上の表で炭酸水は、pH4.5となっています。統一された見解ではないとはいえ、歯が溶けるといわれているpH4.0よりはどちらも大きな数値ですので、炭酸水で歯は溶けないであろうと考えていました。
ところがある患者さんの症例を目にして、この考えが揺らいでいます。
その患者さんは上の前歯2本の先端が少し欠けていました。よく見てみると、先端の1/3くらいが、歯が微妙に薄くなっているようにも見えました。歯が欠けているだけであれば、歯ぎしりなどの別の原因が考えられます。しかし薄くなって、欠けたのであれば酸蝕症が疑われます。
聞けば、1日に3本の炭酸水を飲んでいたとのこと。うーん・・・
炭酸水で歯は溶けるかもしれません。
現在は炭酸水をやめているとのこと。経過観察中です。
炭酸水についてひとつ、注意が必要なことがあります。
興味本位で下のpH測定器を購入して、炭酸水のpHを測定してみました。(校正ができていて、液体の中に測定器がうまく静置できれば、かなり正確に測定できます。)
普通の炭酸水は、先の表と同じくpHは4.5でした。しかし炭酸水の中にはレモンなどのフレーバーもあります。計測してみるとどのフレーバーも、pHは普通の炭酸水より低い結果が出ました。
- レモン pH4.2
- オレンジ pH4.1
- グレープフルーツ pH3.5
ラベルには香料としか書かれていませんが、フレーバーとして酸(クエン酸、酒石酸、乳酸など)が使用されているのだと思います。
フレーバーのついた炭酸水には注意が必要です。
今後、他メーカーの炭酸水のpHも測定しようと思っています。
歯が溶ける(酸蝕症)のを予防するには
酸蝕症はお口の中の細菌が原因ではありません。むし歯や歯周病予防で必要な歯みがきは、残念ながら役に立ちません。酸蝕症の原因は、酸性飲食物の過剰摂取だからです。
歯が溶けにくくするために、フッ素が有効のようにも思えます。しかしこれも残念ながら、あまり役立ちません。
フッ素は歯を溶けにくくするよりは、再石灰化を促進することによりむし歯予防に貢献するからです。酸蝕症では再石灰化はおこりません。
詳しくは 2022-1-5 なぜ、フッ素が再石灰化を促進するか?
予防は酸性飲食物の過剰摂取を控えるしかありません。
・レモンや酢は、食材にかけるなどして、直接とらないようにする。
・酸性の強い飲料を習慣的に飲まないようにする。
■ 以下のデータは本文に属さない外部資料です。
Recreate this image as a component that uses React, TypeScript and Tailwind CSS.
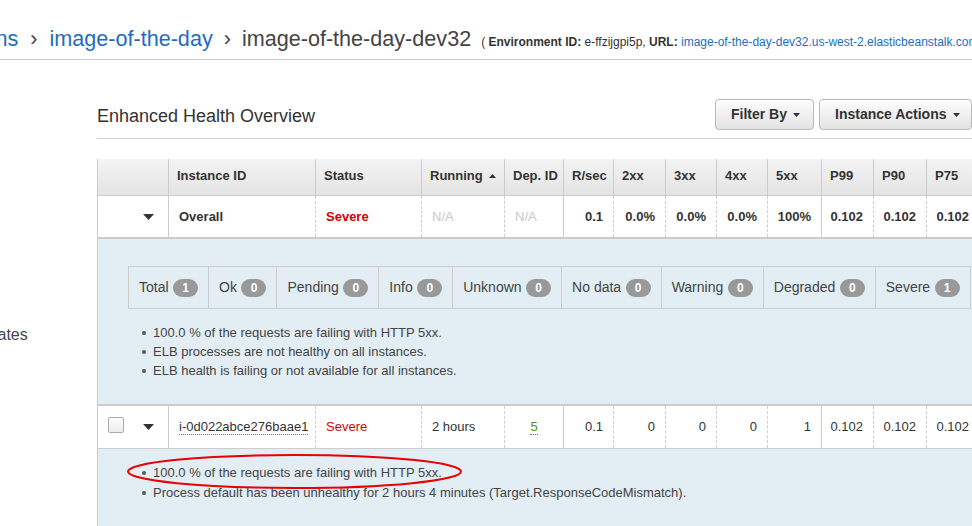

(とくにペットボトルで)
炭酸水はどうでしょうか??
自身の歯も経過観察していきます。
もしかすると、歯が溶けるpHは4.0ではなく、4.5くらいかもしれません。
おまけ
今から約10年前に
「食後30分以内の歯みがきはNG」という、センセーショナルな情報が様々なメディアを通して流されました。
これは酸蝕症のリスクがない人には、まったく当てはまりません。「食後30分以内の歯みがきはNG!」という表現は不適切であるという結論が、すでに各学会から出されています。
酸蝕症を疑われる患者さんは歯みがきの仕方などに注意が必要ではあるかもしれませんが、酸性の飲食物のとり方を注意することの方が大事です。